Prep Time 15 minutes
Cook Time 20 minutes
Total Time 35 minutes
Servings: 4 servings

Ingredients
  

  • For the salmon: 1 to 1.5 pounds salmon fillet, skin-on or skinless
  • 2 tablespoons extra-virgin olive oil
  • 1 teaspoon kosher salt
  • 1/2 teaspoon black pepper
  • 1 teaspoon smoked paprika
  • 1 teaspoon dried oregano
  • 1 lemon, zested and halved
  • 2 garlic cloves, minced
  • For the grain base: 1 cup dry quinoa or farro (or brown rice), cooked per package
  • 1/2 teaspoon salt (for cooking water)
  • For the veggie mix: 1 cup cherry tomatoes, halved
  • 1 cucumber, diced
  • 1/2 small red onion, thinly sliced
  • 1/3 cup Kalamata olives, pitted and halved
  • 1/4 cup crumbled feta (optional)
  • 1/4 cup chopped fresh parsley or dill
  • For the lemon-tahini yogurt sauce: 1/2 cup plain Greek yogurt (2% or 5%)
  • 1 tablespoon tahini
  • 1 tablespoon lemon juice
  • 1 teaspoon lemon zest
  • 1 small garlic clove, grated
  • 1 tablespoon olive oil
  • Pinch of salt and pepper
  • Water to thin (as needed)
  • Optional add-ons: Avocado, arugula or baby spinach, roasted red peppers, toasted pine nuts, pickled onions.

Method
 

  1. Cook your grain base: Rinse the quinoa or farro.

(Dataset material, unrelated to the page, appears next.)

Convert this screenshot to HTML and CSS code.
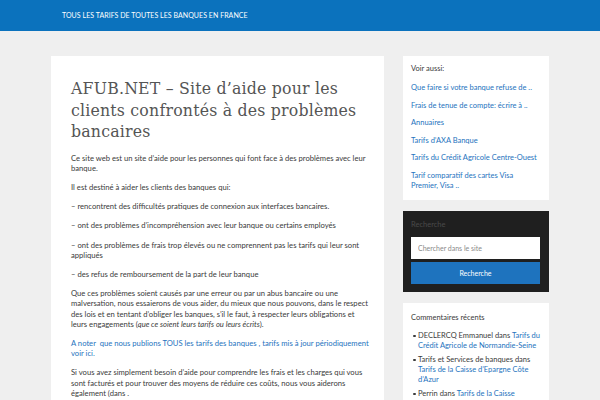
FILE: index.html
```html
<!DOCTYPE html>
<html lang="fr">
<head>
<meta charset="utf-8">
<title>AFUB.NET</title>
<link rel="stylesheet" href="styles.css">
</head>
<body>
<header class="site-header">
  <div class="site-description">TOUS LES TARIFS DE TOUTES LES BANQUES EN FRANCE</div>
</header>
<div class="site-content">
  <main class="content-card">
    <h1 class="entry-title">AFUB.NET – Site d’aide pour les clients confrontés à des problèmes bancaires</h1>
    <div class="entry-content">
      <p>Ce site web est un site d’aide pour les personnes qui font face à des problèmes avec leur banque.</p>
      <p>Il est destiné à aider les clients des banques qui:</p>
      <p>– rencontrent des difficultés pratiques de connexion aux interfaces bancaires.</p>
      <p>– ont des problèmes d’incompréhension avec leur banque ou certains employés</p>
      <p>– ont des problèmes de frais trop élevés ou ne comprennent pas les tarifs qui leur sont appliqués</p>
      <p>– des refus de remboursement de la part de leur banque</p>
      <p>Que ces problèmes soient causés par une erreur ou par un abus bancaire ou une malversation, nous essaierons de vous aider, du mieux que nous pouvons, dans le respect des lois et en tentant d’obliger les banques, s’il le faut, à respecter leurs obligations et leurs engagements (<em>que ce soient leurs tarifs ou leurs écrits</em>).</p>
      <p class="link-para"><a href="#">A noter&nbsp; que nous publions TOUS les tarifs des banques , tarifs mis à jour périodiquement voir ici.</a></p>
      <p>Si vous avez simplement besoin d’aide pour comprendre les frais et les charges qui vous sont facturés et pour trouver des moyens de réduire ces coûts, nous vous aiderons également (dans .</p>
    </div>
  </main>
  <aside class="sidebar">
    <section class="widget">
      <h2 class="widget-title">Voir aussi:</h2>
      <ul class="link-list">
        <li><a href="#">Que faire si votre banque refuse de ..</a></li>
        <li><a href="#">Frais de tenue de compte: écrire à ..</a></li>
        <li><a href="#">Annuaires</a></li>
        <li><a href="#">Tarifs d’AXA Banque</a></li>
        <li><a href="#">Tarifs du Crédit Agricole Centre-Ouest</a></li>
        <li><a href="#">Tarif comparatif des cartes Visa Premier, Visa ..</a></li>
      </ul>
    </section>
    <section class="widget widget-search">
      <h2 class="widget-title">Recherche</h2>
      <form class="search-form">
        <input class="search-field" type="search" placeholder="Chercher dans le site">
        <button class="search-submit" type="button">Recherche</button>
      </form>
    </section>
    <section class="widget widget-comments">
      <h2 class="widget-title">Commentaires récents</h2>
      <ul class="comment-list">
        <li>DECLERCQ Emmanuel dans <a href="#">Tarifs du Crédit Agricole de Normandie-Seine</a></li>
        <li>Tarifs et Services de banques dans <a href="#">Tarifs de la Caisse d’Epargne Côte d’Azur</a></li>
        <li>Perrin dans <a href="#">Tarifs de la Caisse d’Epargne Ile-de-France</a></li>
      </ul>
    </section>
  </aside>
</div>
</body>
</html>
```

FILE: styles.css
```css
html, body {
  margin: 0;
  padding: 0;
}
body {
  background: #efefef;
  font-family: "Lato", "Open Sans", sans-serif;
  color: #3a3a3a;
  overflow: hidden;
  height: 400px;
}
a {
  color: #1e73be;
  text-decoration: none;
}
.site-header {
  height: 31px;
  background: #0b72bd;
  box-sizing: border-box;
  padding-left: 62px;
}
.site-description {
  color: #ffffff;
  font-size: 7px;
  line-height: 31px;
  letter-spacing: 0.05px;
}
.site-content {
  display: flex;
  align-items: flex-start;
  gap: 19px;
  padding: 25px 0 0 51px;
}
.content-card {
  width: 333px;
  box-sizing: border-box;
  background: #ffffff;
  padding: 22px 15px 20px 20px;
  min-height: 400px;
}
.entry-title {
  font-family: "DejaVu Serif Condensed", "DejaVu Serif", serif;
  font-weight: normal;
  font-size: 17.5px;
  letter-spacing: 0.2px;
  line-height: 21.5px;
  color: #555555;
  margin: 0 0 10px;
}
.entry-content p {
  font-size: 7.65px;
  line-height: 10.2px;
  margin: 0 0 9px;
  color: #3a3a3a;
}
.sidebar {
  width: 146px;
  display: flex;
  flex-direction: column;
  gap: 11px;
}
.widget {
  background: #ffffff;
  padding: 8px 9px 9px 8px;
  font-size: 7.5px;
  line-height: 10px;
}
.widget-title {
  font-size: 7.5px;
  font-weight: normal;
  line-height: 10px;
  margin: 0 0 9px;
  color: #3a3a3a;
}
.link-list {
  list-style: none;
  margin: 0;
  padding: 0;
}
.link-list li {
  margin-bottom: 7.6px;
}
.link-list li:last-child {
  margin-bottom: 0;
}
.widget-search {
  background: #1f1f1f;
  padding: 9px 9px 8px 8px;
}
.widget-search .widget-title {
  color: #4a4a4a;
  margin-bottom: 7px;
}
.search-form {
  display: flex;
  flex-direction: column;
  gap: 3px;
}
.search-field {
  height: 22px;
  box-sizing: border-box;
  border: none;
  margin: 0;
  padding: 0 7px;
  font-family: inherit;
  font-size: 7px;
  background: #ffffff;
  color: #777;
}
.search-field::placeholder {
  color: #8a8a8a;
}
.search-submit {
  height: 22px;
  border: none;
  margin: 0;
  background: #1e73be;
  color: #ffffff;
  font-family: inherit;
  font-size: 7px;
}
.widget-comments {
  padding-top: 10px;
}
.widget-comments .widget-title {
  margin-bottom: 8px;
}
.comment-list {
  margin: 0;
  padding: 0 0 0 7px;
  list-style: none;
}
.comment-list li {
  position: relative;
  margin-bottom: 4px;
}
.comment-list li::before {
  content: "";
  position: absolute;
  left: -5px;
  top: 4px;
  width: 2.5px;
  height: 2.5px;
  border-radius: 50%;
  background: #3a3a3a;
}
```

Cook according to package directions with a pinch of salt. Fluff and set aside. For extra flavor, stir in a squeeze of lemon and a drizzle of olive oil.
  2. Preheat the oven: Heat to 400°F (200°C). Line a baking sheet with parchment for easy cleanup.
  3. Season the salmon: Pat the salmon dry. Rub with olive oil, salt, pepper, smoked paprika, oregano, lemon zest, and minced garlic. Place on the prepared sheet, skin-side down if using skin-on.
  4. Roast the salmon: Bake 10–14 minutes, depending on thickness, until it flakes easily and is just opaque in the center. For crisply caramelized edges, broil for the last 1–2 minutes. Squeeze half a lemon over the salmon after baking.
  5. Make the sauce: In a small bowl, mix Greek yogurt, tahini, lemon juice and zest, grated garlic, olive oil, salt, and pepper. Whisk in water, 1 teaspoon at a time, until it’s drizzleable.
  6. Toss the veggies: In a bowl, combine tomatoes, cucumber, red onion, olives, and herbs. Add a pinch of salt, a splash of olive oil, and a little lemon juice. Fold in feta, if using.
  7. Build the bowls: Spoon warm grains into bowls. Add a generous portion of the roasted salmon, flaked into large pieces. Pile on the veggie mix. Drizzle with the lemon-tahini yogurt sauce.
  8. Finish and serve: Add any extras—avocado slices, greens, or pine nuts. Serve with the remaining lemon half for extra brightness.